Not seeking to romanticize monastic life but to give a plain account of the vocation, Van Zeller presents here the real joys and difficulties of monastic life that are encountered in the various stages of one’s formation. Since the monk seeks a moral beauty that is entirely supernatural, “the thought of the monk is at once spiritual and practical. Monastic life is not a dream but a reality; it is lived on both planes at once. Monasticism is not an ideal only; it is a way.... The monk can find what he is looking for only in Christ.”
Approaching monasticism first from the perspective of those who have not entered, or have entered but recently and are still in the novitiate, Van Zeller dwells upon the various lessons, considerations, and questions of the young monk: whose job is it to discern? The individual’s or the community’s? How should one treat discernment after entering the monastery? Can one be too passive, too active? How should one treat attractions to other communities? What does one desire? Here he reminds his reader that “it is often through the soul’s desires that God makes known his will. A man comes into a monastery in order to purify his own desires so that he desires only the desires of God.”
For one having definitively chosen the monastic state, all of one’s faculties needed to practice the Christian life are brought into sharp focus. Thus, Van Zeller shows that “the approach to monasticism is only the approach to Christianity through a narrower door. The end is the same, namely union with God.”

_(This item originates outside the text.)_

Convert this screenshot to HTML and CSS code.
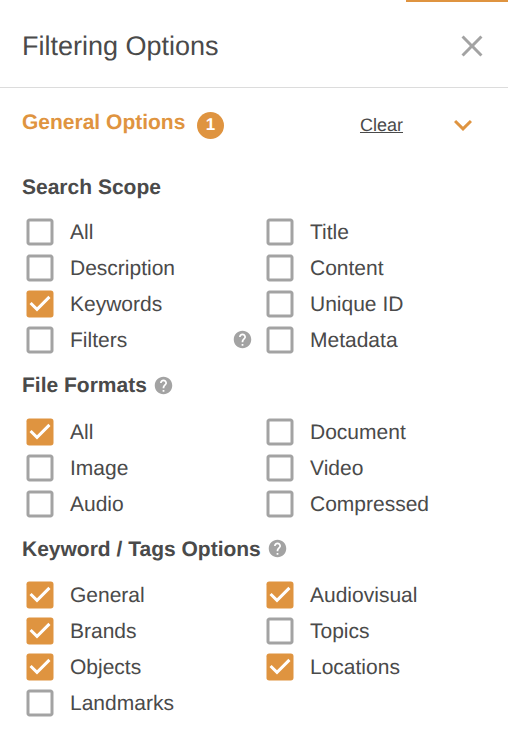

Born in British-controlled Egypt, Dom Hubert van Zeller (1905–1984) was a Benedictine monk of Downside Abbey in Bath, England, where he was educated. Of his scholastic career he said that he “passed no examinations—merely by-passed them.” The author of numerous books ranging from scriptural commentary to fiction and biography, he was also renowned as a minimalist sculptor and cartoonist. He was a friend of Ronald Knox and of Evelyn Waugh, who described Dom Hubert’s writings as “characterized by vitality and elegance.”